As the story goes, RBX was at the studio with Snoop when Dr. Dre overheard them talking. Intrigued by RBX’s deep, booming voice, Dre popped his head in and asked if he could rap. Out of respect for Snoop, he let him do the talking.
“I wasn’t trying to outshine Snoop with my shit,” he says. “That was his opportunity.” But before he knew it, Snoop replied, “Yeah, he can get down.” RBX ended up signing with Death Row Records in 1992 and contributing to six songs on The Chronic, including “Lyrical Gangbang” and “High Powered.”
“Music definitely saved my life,” he says, confidently. “That's why when cats be like, ‘You some old heads,’ it’s irrelevant. It’s the music. It’s not about what they think or what the charts think. At the end of the day, those that really do know it’s a soul thing. It’s soul healing.”
RBX never envisioned the success The Chronic would have—nobody did. The album peaked at No. 3 on the Billboard 200 and No. 1 on the Top R&B/Hip-Hop Albums charts. As of 2015, it’s sold nearly six million copies in the United States alone. But beyond its commercial success, The Chronic helped usher in the G-Funk era and forever changed rap’s landscape.
RBX, who also contributed to Snoop Dogg’s breakout solo album, Doggystyle, in 1993, started becoming disillusioned by the music business fairly quickly, and his stint at Death Row proved to be short-lived. In 1994, RBX left the label and signed with Premeditated Records, where he released his debut solo album, The RBX Files, a year later.
“Dre just called me and told me he needs me to help on his new artists’ album and I was there.”
The album blatantly abandoned the West Coast G-Funk style in favor of a "gritty, dungeon-like" sound more associated with East Coast rap. The verbally vicious single "A.W.O.L." made it clear how fed up he was with former Death Row CEO Suge Knight and the rest of the Death Row label.
“I just wanted to do the music,” he says. “I’m kind of like a real musician. You can't box me in and you can't peg me down for ‘murder, murder, kill, kill, kill’ all the time. No. I go ‘murder murder, kill, kill, kill’ when I'm on a song like that, but I also might do something on the rock side of things. I might do something on the EDM side of things. At the same time, when I do do it, it’s always me. It’s never me trying to be somebody else or compromise myself.
He adds, “I love The Chronic. I love everything that we've done on it. I ain’t knockin’ it or nothing, but I’m more than that. People need to know that.”
But there’s no longer any bad blood between RBX and Dr. Dre. In fact, RBX re-united with Dr. Dre as one of the first artists on Aftermath Entertainment, appearing on Eminem’s classic, The Marshall Mathers LP.
“I didn’t even know what the song was really for,” RBX said. “Dre just called me and told me he needs me to help on his new artists’ album and I was there.”
“At this point in the game, if we don’t each one, teach one, what are we doing?”

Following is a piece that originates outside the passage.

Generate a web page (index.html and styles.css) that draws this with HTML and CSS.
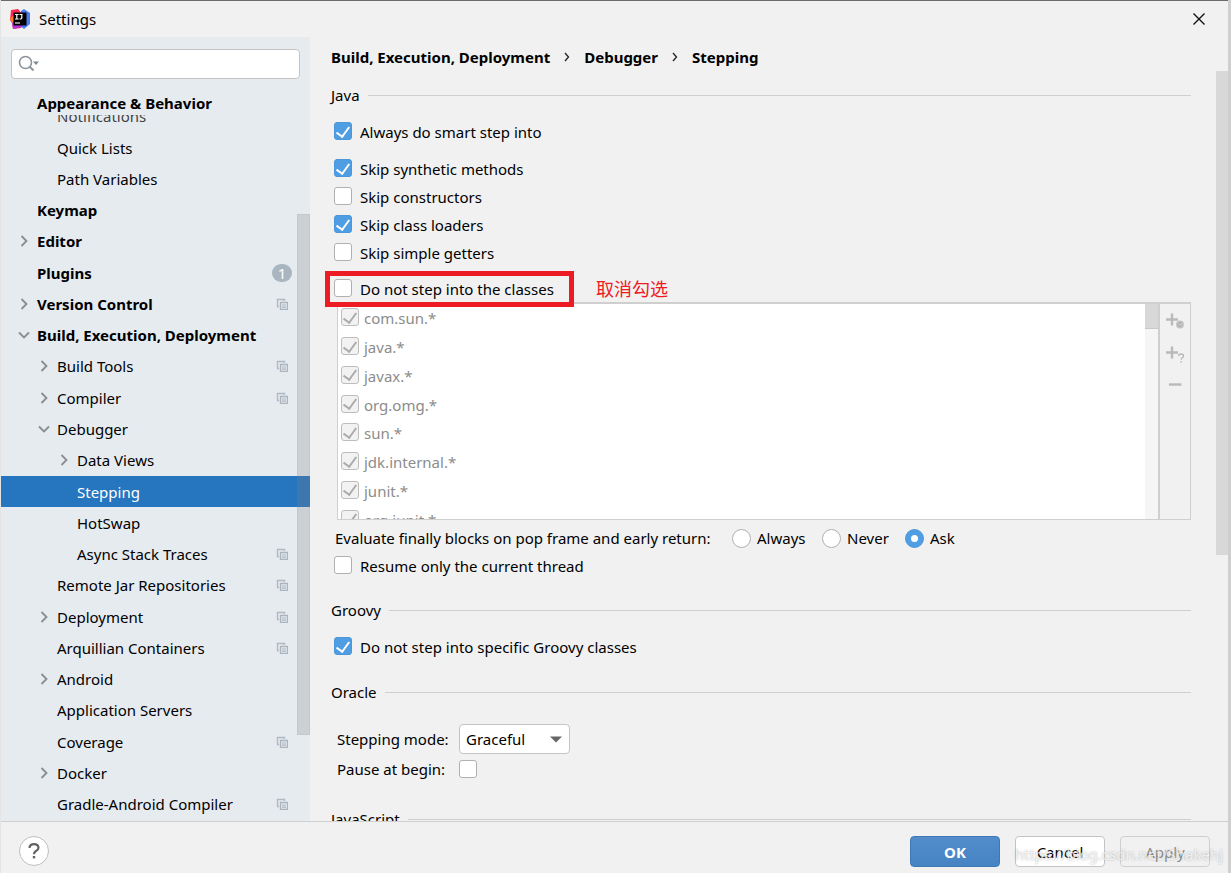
FILE: index.html
```
<!DOCTYPE html>
<html lang="en">
<head>
<meta charset="utf-8">
<title>Settings</title>
<link rel="stylesheet" href="styles.css">
</head>
<body>
<svg class="defs" aria-hidden="true">
  <symbol id="right" viewBox="0 0 12 12"><path d="M3.500 1l5 5-5 5" fill="none" stroke="#8a8d90" stroke-width="1.800"/></symbol>
  <symbol id="down" viewBox="0 0 12 12"><path d="M1 3.500l5 5 5-5" fill="none" stroke="#8a8d90" stroke-width="1.800"/></symbol>
  <symbol id="copy" viewBox="0 0 12 12"><path d="M3 8.500H1.500V1.500h7V3" fill="none" stroke="#b0b9c1" stroke-width="1.400"/><path d="M4.500 4.500h7v7h-7z" fill="#e6ebf0" stroke="#a9b4bd" stroke-width="1.400"/><path d="M6 7h4M6 9.200h4" stroke="#a9b4bd" stroke-width="1.200"/></symbol>
</svg>
<div class="window">
  <header class="titlebar">
    <svg class="logo" viewBox="0 0 20 20">
      <path d="M1 1l7-1 5 6-2 13-8 1L2 14l-2-3z" fill="#fe2857"/>
      <path d="M0 9l5-3v9l-3-1z" fill="#fc801d"/>
      <path d="M11 2l3-2 6 4v11l-6 5-4-3z" fill="#4a7cf0"/>
      <path d="M2 14l9-10 5 1-4 13-9 2z" fill="#b034d8"/>
      <path d="M3.500 3.500h13v13h-13z" fill="#000"/>
      <path d="M5 5.500h3.600M6.800 5.500v4.500M5 10h3.600M9.500 5.500h3M11.800 5v3.700q0 1.500-2.300 1.300" fill="none" stroke="#fff" stroke-width="1.200"/>
      <path d="M5 14h5" stroke="#fff" stroke-width="1.100"/>
    </svg>
    <h1 class="title">Settings</h1>
    <button class="close" aria-label="Close"><svg viewBox="0 0 12 12"><path d="M.5.5l11 11M11.500.5l-11 11" stroke="#111" stroke-width="1.400"/></svg></button>
  </header>

  <div class="body">
    <aside class="sidebar">
      <div class="search">
        <svg viewBox="0 0 22 18"><circle cx="7.500" cy="7.500" r="6" fill="none" stroke="#8b949c" stroke-width="1.600"/><path d="M11.500 11.500l4 4" stroke="#8b949c" stroke-width="2"/><path d="M15 6.500h6l-3 3.500z" fill="#7d8790"/></svg>
        <input type="text" aria-label="Search settings">
      </div>
      <div class="tree-head">Appearance &amp; Behavior</div>
      <ul class="tree">
        <li class="l1 cut"><i></i><span>Notifications</span></li>
        <li class="l1"><i></i><span>Quick Lists</span></li>
        <li class="l1"><i></i><span>Path Variables</span></li>
        <li class="l0"><i></i><span>Keymap</span></li>
        <li class="l0"><i><svg><use href="#right"/></svg></i><span>Editor</span></li>
        <li class="l0"><i></i><span>Plugins</span><b><em class="count">1</em></b></li>
        <li class="l0"><i><svg><use href="#right"/></svg></i><span>Version Control</span><b><svg><use href="#copy"/></svg></b></li>
        <li class="l0"><i><svg><use href="#down"/></svg></i><span>Build, Execution, Deployment</span></li>
        <li class="l1"><i><svg><use href="#right"/></svg></i><span>Build Tools</span><b><svg><use href="#copy"/></svg></b></li>
        <li class="l1"><i><svg><use href="#right"/></svg></i><span>Compiler</span><b><svg><use href="#copy"/></svg></b></li>
        <li class="l1"><i><svg><use href="#down"/></svg></i><span>Debugger</span></li>
        <li class="l2"><i><svg><use href="#right"/></svg></i><span>Data Views</span></li>
        <li class="l2 selected"><i></i><span>Stepping</span></li>
        <li class="l2"><i></i><span>HotSwap</span></li>
        <li class="l2"><i></i><span>Async Stack Traces</span><b><svg><use href="#copy"/></svg></b></li>
        <li class="l1"><i></i><span>Remote Jar Repositories</span><b><svg><use href="#copy"/></svg></b></li>
        <li class="l1"><i><svg><use href="#right"/></svg></i><span>Deployment</span><b><svg><use href="#copy"/></svg></b></li>
        <li class="l1"><i></i><span>Arquillian Containers</span><b><svg><use href="#copy"/></svg></b></li>
        <li class="l1"><i><svg><use href="#right"/></svg></i><span>Android</span></li>
        <li class="l1"><i></i><span>Application Servers</span></li>
        <li class="l1"><i></i><span>Coverage</span><b><svg><use href="#copy"/></svg></b></li>
        <li class="l1"><i><svg><use href="#right"/></svg></i><span>Docker</span></li>
        <li class="l1"><i></i><span>Gradle-Android Compiler</span><b><svg><use href="#copy"/></svg></b></li>
      </ul>
      <div class="side-thumb"></div>
    </aside>

    <main class="main">
      <nav class="crumbs">
        <span>Build, Execution, Deployment</span>
        <svg viewBox="0 0 6 10"><path d="M1 1l3.500 4L1 9" fill="none" stroke="#222" stroke-width="1.300"/></svg>
        <span>Debugger</span>
        <svg viewBox="0 0 6 10"><path d="M1 1l3.500 4L1 9" fill="none" stroke="#222" stroke-width="1.300"/></svg>
        <span>Stepping</span>
      </nav>
      <div class="scroll">
        <div class="content">
          <section>
            <h2 class="group">Java</h2>
            <label class="check lead"><input type="checkbox" checked>Always do smart step into</label>
            <label class="check"><input type="checkbox" checked>Skip synthetic methods</label>
            <label class="check"><input type="checkbox">Skip constructors</label>
            <label class="check"><input type="checkbox" checked>Skip class loaders</label>
            <label class="check"><input type="checkbox">Skip simple getters</label>
            <div class="marked">
              <label class="check boxed"><input type="checkbox">Do not step into the classes</label>
              <span class="note">取消勾选</span>
            </div>
            <div class="panel">
              <ul class="classes">
                <li><label><input type="checkbox" checked disabled>com.sun.*</label></li>
                <li><label><input type="checkbox" checked disabled>java.*</label></li>
                <li><label><input type="checkbox" checked disabled>javax.*</label></li>
                <li><label><input type="checkbox" checked disabled>org.omg.*</label></li>
                <li><label><input type="checkbox" checked disabled>sun.*</label></li>
                <li><label><input type="checkbox" checked disabled>jdk.internal.*</label></li>
                <li><label><input type="checkbox" checked disabled>junit.*</label></li>
                <li><label><input type="checkbox" checked disabled>org.junit.*</label></li>
              </ul>
              <div class="track"><div class="thumb"></div></div>
              <div class="tools">
                <button aria-label="Add class" disabled><svg viewBox="0 0 20 18"><path d="M1 7.500h12M7 1.500v12" stroke="#b9b9b9" stroke-width="2.400"/><circle cx="15" cy="12.500" r="4" fill="#c4c4c4"/><path d="M16.500 11.200a2 2 0 1 0 0 2.600" fill="none" stroke="#aaa"/></svg></button>
                <button aria-label="Add pattern" disabled><svg viewBox="0 0 20 18"><path d="M1 7.500h12M7 1.500v12" stroke="#b9b9b9" stroke-width="2.400"/><path d="M13.500 11q.3-2 2.600-2t2.400 2q0 1.300-1.500 2-.8.500-.8 1.800M16.200 16v1.500" fill="none" stroke="#b4b4b4" stroke-width="1.300"/></svg></button>
                <button aria-label="Remove" disabled><svg viewBox="0 0 20 18"><path d="M4 6.500h12.500" stroke="#b9b9b9" stroke-width="2.400"/></svg></button>
              </div>
            </div>
            <fieldset class="radios">
              <legend class="hidden">Evaluate finally blocks</legend>
              <span class="question">Evaluate finally blocks on pop frame and early return:</span>
              <label><input type="radio" name="fin">Always</label>
              <label><input type="radio" name="fin">Never</label>
              <label><input type="radio" name="fin" checked>Ask</label>
            </fieldset>
            <label class="check"><input type="checkbox">Resume only the current thread</label>
          </section>
          <section class="groovy">
            <h2 class="group">Groovy</h2>
            <label class="check"><input type="checkbox" checked>Do not step into specific Groovy classes</label>
          </section>
          <section class="oracle">
            <h2 class="group">Oracle</h2>
            <div class="form">
              <label for="mode">Stepping mode:</label>
              <div class="select"><select id="mode"><option>Graceful</option></select><svg viewBox="0 0 12 7"><path d="M0 .5h12l-6 6z" fill="#666"/></svg></div>
              <label for="pause">Pause at begin:</label>
              <input type="checkbox" id="pause">
            </div>
          </section>
          <section class="javascript">
            <h2 class="group">JavaScript</h2>
          </section>
        </div>
        <div class="main-track"><div class="main-thumb"></div></div>
      </div>
    </main>
  </div>

  <footer class="footer">
    <button class="help" aria-label="Help"><svg viewBox="0 0 12 16"><path d="M1.500 5Q1.700 1.200 6 1.200T10.500 4.800Q10.500 6.600 8 8 6 9.200 6 11.200" fill="none" stroke="#636363" stroke-width="2.200"/><path d="M4.800 13h2.400v2.400H4.800z" fill="#636363"/></svg></button>
    <button class="btn primary">OK</button>
    <button class="btn">Cancel</button>
    <button class="btn off" disabled>Apply</button>
    <span class="watermark">https://blog.csdn.net/Shakehj</span>
  </footer>
</div>
</body>
</html>
```
FILE: styles.css
```
* { box-sizing: border-box; }
html, body { height: 100%; }
body {
  margin: 0;
  padding: 0 3px 0 1px;
  background: linear-gradient(90deg, #e4e4e4 50%, #cfcfcf 50%);
  font: 15px/20px "Noto Sans", "Noto Sans CJK SC", sans-serif;
  color: #000;
  overflow: hidden;
}
button, input, select { font: inherit; color: inherit; margin: 0; }
h1, h2, ul { margin: 0; padding: 0; font-size: inherit; font-weight: normal; list-style: none; }
svg { display: block; flex: none; }
.defs { position: absolute; width: 0; height: 0; }
.hidden { position: absolute; width: 1px; height: 1px; overflow: hidden; clip-path: inset(50%); padding: 0; }

.window {
  height: 100%;
  display: grid;
  grid-template-rows: 36px minmax(0, 1fr) 51px;
  background: #f1f1f1;
  border-top: 1px solid #6d6a6c;
}
.titlebar { display: flex; align-items: center; gap: 9px; padding: 0 23px 0 9px; }
.logo { width: 20px; height: 20px; }
.title { flex: 1; }
.close { border: 0; padding: 0; background: none; }
.close svg { width: 12px; height: 12px; }

.body { display: grid; grid-template-columns: 309px minmax(0, 1fr); grid-template-rows: minmax(0, 1fr); border-bottom: 1px solid #cfcfcf; }

.sidebar { position: relative; display: flex; flex-direction: column; min-height: 0; background: #e6ebf0; }
.search {
  display: flex; align-items: center;
  height: 30px; margin: 12px 10px 8px; padding-left: 6px;
  background: #fff; border: 1px solid #c4c4c4; border-radius: 4px;
}
.search svg { width: 22px; height: 18px; }
.search input { flex: 1; min-width: 0; border: 0; outline: 0; background: none; }
.tree-head { padding: 6px 0 2px 36px; font-weight: bold; }
.tree { flex: 1; min-height: 0; display: flex; flex-direction: column; padding-bottom: 1px; }
.tree li { flex: 1; display: flex; align-items: center; min-height: 0; padding-right: 18px; }
.tree li.l0 { padding-left: 17px; font-weight: bold; }
.tree li.l1 { padding-left: 37px; }
.tree li.l2 { padding-left: 57px; }
.tree li.cut { flex: 0 0 17px; align-items: flex-end; overflow: hidden; color: #444; }
.tree li.cut span { line-height: 32px; }
.tree i { width: 19px; flex: none; }
.tree i svg { width: 12px; height: 12px; }
.tree span { flex: 1; white-space: nowrap; }
.tree b { width: 20px; display: flex; justify-content: center; font-weight: normal; }
.tree b svg { width: 12px; height: 12px; }
.count { width: 20px; height: 18px; border-radius: 9px; background: #a9b5bf; color: #fff; font-style: normal; line-height: 18px; text-align: center; }
.tree .selected { background: #2675bf; color: #fff; }
.side-thumb { position: absolute; right: 0; top: 177px; bottom: 11%; width: 13px; background: rgba(128, 128, 128, .25); border: 1px solid rgba(128, 128, 128, .1); }

.main { display: flex; flex-direction: column; min-height: 0; }
.crumbs { display: flex; align-items: center; gap: 14px; padding: 10px 21px 4px; font-weight: bold; }
.crumbs svg { width: 6px; height: 10px; }
.scroll { flex: 1; min-height: 0; display: grid; grid-template-columns: minmax(0, 1fr) 12px; grid-template-rows: minmax(0, 1fr); overflow: hidden; }
.content { min-height: 0; padding: 14px 25px 0 21px; overflow: hidden; }
.main-thumb { height: 484px; background: #d8d8d8; }

.group { display: flex; align-items: center; gap: 8px; }
.group::after { content: ""; flex: 1; height: 1px; background: #cfcfcf; }

input[type="checkbox"], input[type="radio"] {
  appearance: none; flex: none;
  display: grid; place-items: center;
  width: 18px; height: 18px;
  background: #fff; border: 1px solid #b0b0b0; border-radius: 3px;
}
input[type="checkbox"]:checked { background: #4f9ee3; border-color: #4b97d9; }
input[type="checkbox"]:checked::before {
  content: ""; width: 6px; height: 11px;
  border: solid #fff; border-width: 0 2px 2px 0;
  transform: translateY(-1px) rotate(36deg);
}
input[type="checkbox"]:checked:disabled { background: #f2f2f2; border-color: #bdbdbd; }
input[type="checkbox"]:checked:disabled::before { border-color: #ababab; }
input[type="radio"] { border-radius: 50%; width: 19px; height: 19px; }
input[type="radio"]:checked { background: #4f9ee3; border-color: #4b97d9; }
input[type="radio"]:checked::before { content: ""; width: 7px; height: 7px; border-radius: 50%; background: #fff; }
label input[type="checkbox"] { margin-bottom: 2px; }

.check { display: flex; align-items: center; gap: 8px; height: 28px; padding-left: 3px; }
.lead { margin: 13px 0 9px; }
.marked { display: flex; align-items: center; gap: 28px; margin-top: 8px; }
.boxed { position: relative; height: 27px; min-width: 237px; }
.boxed::after { content: ""; position: absolute; inset: -4px -6px -5px -6px; border: 5px solid #ed1c24; z-index: 1; }
.note { color: #ed1c24; font: 18px/27px "Noto Sans CJK SC", sans-serif; }

.panel {
  display: grid; grid-template-columns: minmax(0, 1fr) 13px 32px;
  height: 218px; margin-left: 6px; overflow: hidden;
  border: 1px solid #cfcfcf; border-top-width: 2px;
}
.classes { display: grid; grid-template-rows: repeat(8, 1fr); height: 230px; background: #fff; color: #8c8c8c; }
.classes label { display: flex; align-items: center; gap: 5px; padding-left: 3px; height: 100%; }
.track { background: #f5f5f5; }
.thumb { height: 25px; background: #d8d8d8; border-bottom: 1px solid #c8c8c8; }
.tools { display: flex; flex-direction: column; gap: 15px; padding: 8px 0 0 5px; border-left: 2px solid #cfcfcf; }
.tools button { border: 0; padding: 0; background: none; }
.tools svg { width: 20px; height: 18px; }

.radios { display: flex; align-items: center; height: 32px; margin: 0; padding: 4px 0 0 4px; border: 0; gap: 14px; }
.radios label { display: flex; align-items: center; gap: 6px; min-width: 76px; }
.radios label:nth-of-type(2) { min-width: 69px; }
.question { min-width: 383px; }

.groovy { margin-top: 20px; }
.groovy .check { margin-top: 13px; }
.oracle { margin-top: 21px; }
.form { display: grid; grid-template-columns: 118px 111px; align-items: center; gap: 3px 4px; padding: 22px 0 0 6px; }
.select { position: relative; }
.select select { appearance: none; width: 100%; height: 30px; padding: 0 6px; background: #fff; border: 1px solid #c4c4c4; border-radius: 4px; }
.select svg { position: absolute; right: 8px; top: 12px; width: 12px; height: 7px; pointer-events: none; }
.form label { line-height: 24px; }
.javascript { margin-top: 28px; }

.footer { position: relative; display: flex; align-items: flex-start; gap: 15px; padding: 14px 18px 0; }
.help { display: grid; place-items: center; width: 30px; height: 30px; margin-right: auto; padding: 0; background: #fff; border: 1px solid #bfbfbf; border-radius: 50%; }
.help svg { width: 12px; height: 16px; }
.btn { width: 90px; height: 31px; padding: 0; background: #fff; border: 1px solid #c4c4c4; border-radius: 4px; }
.primary { background: linear-gradient(#528ccb, #4684c4); border-color: #3f78b5; color: #fff; font-weight: bold; }
.off { background: #f1f1f1; color: #8c8c8c; border-color: #cfcfcf; }
.watermark { position: absolute; right: 5px; top: 22px; color: rgba(255, 255, 255, .75); text-shadow: 0 0 2px rgba(120, 120, 120, .6); pointer-events: none; }
```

While RBX is proud of the work he did with Dr. Dre, it’s time for him to re-establish his own legacy. Hibernation Shivers is expected to arrive in November. The title—named after a condition a bear experiences when emerging from hibernation— perfectly sums up RBX’s latest chapter. The project feature appearances by Spice 1, MC Eiht, Daz Dillinger, Fatlip, Project Pat, Eligh, Cold 187um, Krayzie Bone, Butch Cassidy and Smoov-E, among others. The first single, “Nightstalker” featuring Krayzie Bone, dropped in July and proved RBX is just as hungry as ever—but he also has a higher purpose.
“At this point in the game, if we don’t each one, teach one, what are we doing?” he says. “Everything we do gotta make sense. We too grown to be mythical. I don’t have time for that. I went back in and did my research, and I was like we gonna call it Hibernation Shivers because we representing that Grizzly bear, that Cali bear. And I’ve kinda been hibernating in my den, but when I come out—I might be a little small and thin—however, my teeth are going to be real sharp and everybody can get it. I’m gonna cook everybody.”